There is also a turn-over factor. Duvets twist inside their covers, leaving the corners empty and the middle bunched. The duvet cover, after six months of use, is permanently lopsided and has to be remade every wash. Quilts have no cover. There is nothing to twist. You make the bed by smoothing the quilt flat and tucking the corners under the mattress; ten seconds, no struggle, every morning.
We have started, in winter, layering a thin wool blanket between the bottom sheet and the quilt. The wool layer adds a cold-weather buffer that the quilt alone cannot, and the wool comes off in spring without disturbing the quilt. Two textiles instead of one duvet, both natural fibres, both repairable, both expected to outlast the bed itself.

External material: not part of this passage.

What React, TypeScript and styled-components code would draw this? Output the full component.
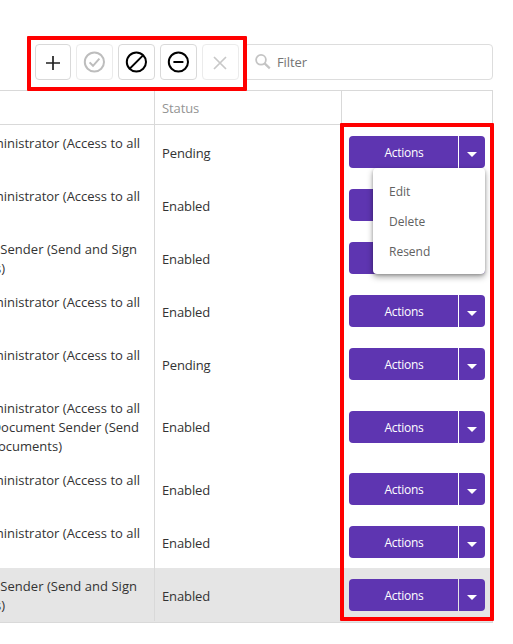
import React from "react";
import styled, { createGlobalStyle } from "styled-components";

const GlobalStyle = createGlobalStyle`
  * { box-sizing: border-box; }
  body { margin: 0; background: #fff; overflow: hidden; }
  button { font: inherit; padding: 0; margin: 0; }
`;

const Page = styled.main`
  position: relative;
  width: 513px;
  height: 644px;
  overflow: hidden;
  background: #fff;
  color: #333;
  font-family: "Open Sans", "Noto Sans", sans-serif;
  font-size: 13px;
`;

const Toolbar = styled.header`
  display: flex;
  height: 90px;
  padding: 44px 20px 10px 35px;
`;

const ToolButton = styled.button<{ $width?: number; $disabled?: boolean }>`
  display: flex;
  align-items: center;
  justify-content: flex-start;
  flex: none;
  width: ${(p) => p.$width ?? 37}px;
  height: 36px;
  margin-right: 5px;
  padding-left: 5px;
  border: 1px solid ${(p) => (p.$disabled ? "#ebebeb" : "#d9d9d9")};
  border-radius: 4px;
  background: #fff;
  color: ${(p) => (p.$disabled ? "#bdbdbd" : "#000")};
`;

const FilterBox = styled.label`
  display: flex;
  align-items: center;
  flex: 1;
  height: 36px;
  padding-left: 10px;
  border: 1px solid #dddddd;
  border-radius: 4px;
  color: #757575;
`;

const FilterText = styled.span`
  margin-left: 6px;
  letter-spacing: -0.1px;
`;

const Table = styled.section`
  width: 493px;
  border: solid #d9d9d9;
  border-width: 1px 1px 1px 0;
`;

const Row = styled.div<{ $height: number; $selected?: boolean }>`
  display: grid;
  grid-template-columns: 154px 187px 1fr;
  height: ${(p) => p.$height}px;
  padding-bottom: ${(p) => (p.$selected ? 1 : 0)}px;
  background: ${(p) => (p.$selected ? "#e5e5e5" : "#fff")};
`;

const HeaderRow = styled(Row)`
  border-bottom: 1px solid #d9d9d9;
  color: #949494;
`;

const RoleCell = styled.div`
  padding-top: 9px;
  overflow: hidden;
`;

const RoleLine = styled.div<{ $end: number; $spacing?: number }>`
  display: flex;
  justify-content: flex-end;
  width: ${(p) => p.$end}px;
  height: 19px;
  line-height: 19px;
  white-space: nowrap;
  letter-spacing: ${(p) => p.$spacing ?? 0}px;
`;

const StatusCell = styled.div`
  display: flex;
  align-items: center;
  padding: 2px 0 0 7px;
  border-left: 1px solid #d9d9d9;
  letter-spacing: -0.12px;
`;

const HeaderCell = styled(StatusCell)`
  padding-top: 0;
`;

const ActionCell = styled.div<{ $top?: number }>`
  padding: ${(p) => p.$top ?? 11}px 0 0 7px;
  border-left: 1px solid #d9d9d9;
`;

const SplitButton = styled.div`
  position: relative;
  display: flex;
  gap: 1px;
  width: 136px;
  height: 32px;
`;

const MainAction = styled.button`
  width: 109px;
  padding: 1px 0 0 1px;
  border: 0;
  border-radius: 4px 0 0 4px;
  background: #5e35b1;
  color: #fff;
  font-size: 12px;
  letter-spacing: -0.25px;
`;

const CaretButton = styled.button`
  display: flex;
  justify-content: center;
  width: 26px;
  padding-top: 16px;
  border: 0;
  border-radius: 0 4px 4px 0;
  background: #5e35b1;
`;

const Menu = styled.div`
  position: absolute;
  z-index: 2;
  top: 32px;
  right: 0;
  width: 112px;
  padding: 8px 0;
  border-radius: 4px;
  background: #fff;
  box-shadow: 0 3px 6px rgba(0, 0, 0, 0.35), 0 1px 3px rgba(0, 0, 0, 0.2);
`;

const MenuItem = styled.div`
  height: 30px;
  padding-left: 16px;
  line-height: 31px;
  color: #616161;
  font-size: 12px;
`;

const Highlight = styled.div<{ $x: number; $y: number; $w: number; $h: number }>`
  position: absolute;
  z-index: 3;
  left: ${(p) => p.$x}px;
  top: ${(p) => p.$y}px;
  width: ${(p) => p.$w}px;
  height: ${(p) => p.$h}px;
  border: 4px solid #ff0000;
  border-radius: 1px;
  pointer-events: none;
`;

type Line = { text: string; end: number; spacing?: number };

const admin: Line = { text: "Administrator (Access to all", end: 140 };
const sender: Line[] = [
  { text: "Sender (Send and Sign", end: 137, spacing: 0.04 },
  { text: "s)", end: 5 },
];

const rows: { lines: Line[]; status: string; height: number }[] = [
  { lines: [admin], status: "Pending", height: 53 },
  { lines: [admin], status: "Enabled", height: 53 },
  { lines: sender, status: "Enabled", height: 53 },
  { lines: [admin], status: "Enabled", height: 53 },
  { lines: [admin], status: "Pending", height: 53 },
  {
    lines: [
      admin,
      { text: "Document Sender (Send", end: 139 },
      { text: "Documents)", end: 62 },
    ],
    status: "Enabled",
    height: 72,
  },
  { lines: [admin], status: "Enabled", height: 53 },
  { lines: [admin], status: "Enabled", height: 53 },
  { lines: sender, status: "Enabled", height: 54 },
];

const Glyph = ({ children }: { children: React.ReactNode }) => (
  <svg width="24" height="24" viewBox="0 0 24 24" fill="none" stroke="currentColor" strokeWidth="2">
    {children}
  </svg>
);

export default function App() {
  return (
    <>
      <GlobalStyle />
      <Page>
        <Toolbar>
          <ToolButton $width={36} aria-label="Add">
            <Glyph><path d="M5 13H19M12 6V20" stroke="#222" strokeWidth="1.7" /></Glyph>
          </ToolButton>
          <ToolButton $disabled aria-label="Enable">
            <Glyph><circle cx="12.4" cy="12" r="9.6" /><path d="M7.6 12.4L11 15.8L17.4 8.6" /></Glyph>
          </ToolButton>
          <ToolButton aria-label="Block">
            <Glyph><circle cx="12.4" cy="12" r="9.6" /><path d="M5.8 18.6L19 5.4" /></Glyph>
          </ToolButton>
          <ToolButton aria-label="Disable">
            <Glyph><circle cx="12.4" cy="12" r="9.6" /><path d="M7.4 12H17.4" /></Glyph>
          </ToolButton>
          <ToolButton $disabled aria-label="Delete">
            <Glyph><path d="M6 7L18 19M18 7L6 19" stroke="#c8c8c8" strokeWidth="1.7" /></Glyph>
          </ToolButton>
          <FilterBox>
            <svg width="16" height="16" viewBox="0 0 16 16" fill="none" stroke="#c4c4c4">
              <circle cx="6" cy="5.8" r="4.9" strokeWidth="1.8" />
              <path d="M9.6 9.4L14.8 14.4" strokeWidth="2.2" />
            </svg>
            <FilterText>Filter</FilterText>
          </FilterBox>
        </Toolbar>
        <Table>
          <HeaderRow $height={34}>
            <div />
            <HeaderCell>Status</HeaderCell>
            <ActionCell />
          </HeaderRow>
          {rows.map((row, i) => (
            <Row key={i} $height={row.height} $selected={i === rows.length - 1}>
              <RoleCell>
                {row.lines.map((line) => (
                  <RoleLine key={line.text} $end={line.end} $spacing={line.spacing}>
                    {line.text}
                  </RoleLine>
                ))}
              </RoleCell>
              <StatusCell>{row.status}</StatusCell>
              <ActionCell $top={row.height > 54 ? 21 : 11}>
                <SplitButton>
                  <MainAction>Actions</MainAction>
                  <CaretButton aria-label="More actions">
                    <svg width="10" height="5" viewBox="0 0 10 5">
                      <path d="M0 0H10L5 5Z" fill="#fff" />
                    </svg>
                  </CaretButton>
                  {i === 0 && (
                    <Menu>
                      <MenuItem>Edit</MenuItem>
                      <MenuItem>Delete</MenuItem>
                      <MenuItem>Resend</MenuItem>
                    </Menu>
                  )}
                </SplitButton>
              </ActionCell>
            </Row>
          ))}
        </Table>
        <Highlight $x={27} $y={36} $w={220} $h={55} />
        <Highlight $x={340} $y={123} $w={154} $h={498} />
      </Page>
    </>
  );
}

What quilts teach about other bedding
After two years of using the quilt we replaced the cotton-poly bed sheets with washed European linen. Different category, same logic — a textile that ages instead of failing, a textile that softens with time, a textile that the bedding industry sells as a luxury but that came out of the same Mediterranean closet as our grandmothers'. The quilt was a gateway purchase; the linen sheets were the next step. Twin convictions: spend on the natural fibre, repair instead of replace.
Pillows came next. Buckwheat-hull and cotton-cased instead of polyester, two pillows per person, replaced every five years instead of two. The fillings can be returned to compost when the cotton case finally gives. There is a pattern emerging in our bedding decisions and it has nothing to do with thread count or tog rating. It has to do with whether the textile gets older or just gets thrown out.
How to do it
Wash on cold first.
Cold cycle, mild detergent, line dry. The quilt will shrink slightly and the colours will settle. Do not skip this — old quilts arrive dusty and the wash sets the seal.
Air the quilt monthly.
A clear day, hung over a railing or balcony rope for two hours. UV kills any mites; air refreshes the cotton smell. No detergent needed.
Patch as needed, not before.
When a small hole appears, square of cotton in a complementary colour, hand-stitched in running stitch around the perimeter. Twenty minutes; the patch outlasts the original.
Frequently asked
Is one quilt warm enough in winter?
How do I know if filler is cotton?
Can I use a duvet cover over a quilt?
What if there's a stain we can't remove?
Are there modern hand-stitched quilts worth buying?
How does a quilt fare with a dog or cat on the bed?
What about summer? Is it too warm?
In closing
Five years of duvet shopping replaced by one Sunday at an estate sale and a thirty-five euro quilt. The bed is warmer, lighter, and softer than it has ever been. We have not bought a duvet since and have no plans to.